Async Reinforcement Learning

Overview

In a standard RL training loop, generation and training happen sequentially: the policy generates rollouts, then training runs on those rollouts, and the cycle repeats. During generation the training accelerators sit idle, and vice versa.

The one-off pipelining approach separates the generation and training phases into two parallel coroutines, allowing the model to generate new samples while simultaneously training on previously generated data. This can lead to better GPU utilization and greater training throughput.

However, this overlap introduces a complication: weights must be updated in the inference engine mid-flight, while requests may still be in progress.

The Pause and Resume API

To safely update weights while the inference engine is running, vLLM provides pause_generation and resume_generation methods. These let the trainer coordinate a clean window for weight synchronization without losing in-flight work.

pause_generation

await engine.pause_generation(mode="keep", clear_cache=True)

The mode parameter controls how in-flight requests are handled:

Mode Behavior
"abort" Abort all in-flight requests immediately and return partial results (default)
"wait" Wait for all in-flight requests to finish before pausing
"keep" Freeze requests in the queue; they resume when resume_generation is called

The clear_cache parameter controls whether to clear the KV cache and prefix cache after pausing.

resume_generation

await engine.resume_generation()

Resumes the scheduler after a pause. Any requests frozen with mode="keep" will continue generating.

HTTP Endpoints

When using the vLLM HTTP server, the same functionality is available via:

  • POST /pause?mode=keep - Pause generation
  • POST /resume - Resume generation

Data Parallelism

When using data parallelism with vLLM's internal load balancer (i.e. data_parallel_backend="ray"), pause and resume are handled automatically across all DP ranks -- a single call is sufficient. When using an external load balancer (i.e. multiple independent vLLM instances behind a proxy), you must send pause and resume requests to every engine instance individually before and after the weight update.

Typical Async RL Flow

A typical async RL loop with weight syncing looks like this:

  1. Start generating rollouts from the current policy
  2. Once trainer has new weights to update to, pause generation with mode="keep"
  3. Sync the updated weights from the trainer to the inference engine (see Weight Transfer)
  4. Resume generation -- in-flight requests continue with the new weights
  5. Repeat

The key insight is that requests paused with mode="keep" will produce tokens from the old weights before the pause and tokens from the new weights after resume.
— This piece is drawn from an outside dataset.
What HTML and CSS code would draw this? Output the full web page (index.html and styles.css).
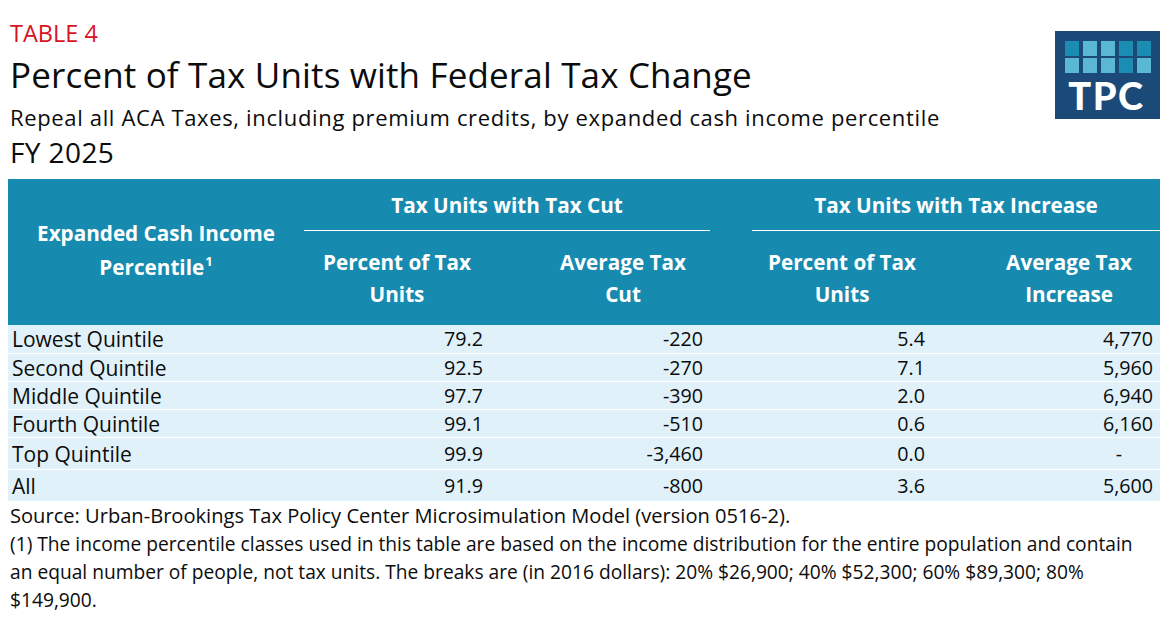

The clear_cache parameter controls whether the KV cache is invalidated during the pause. When clear_cache=True, previously cached key-value entries are discarded, so all tokens generated after resume will be computed entirely with the new weights. When clear_cache=False, existing KV cache entries are retained, meaning some tokens in context may still reflect the old weights (stale KV cache).

Example

The async RLHF example demonstrates this pattern with vllm.AsyncLLMEngine, NCCL weight transfer, and mid-flight pause/resume with validation.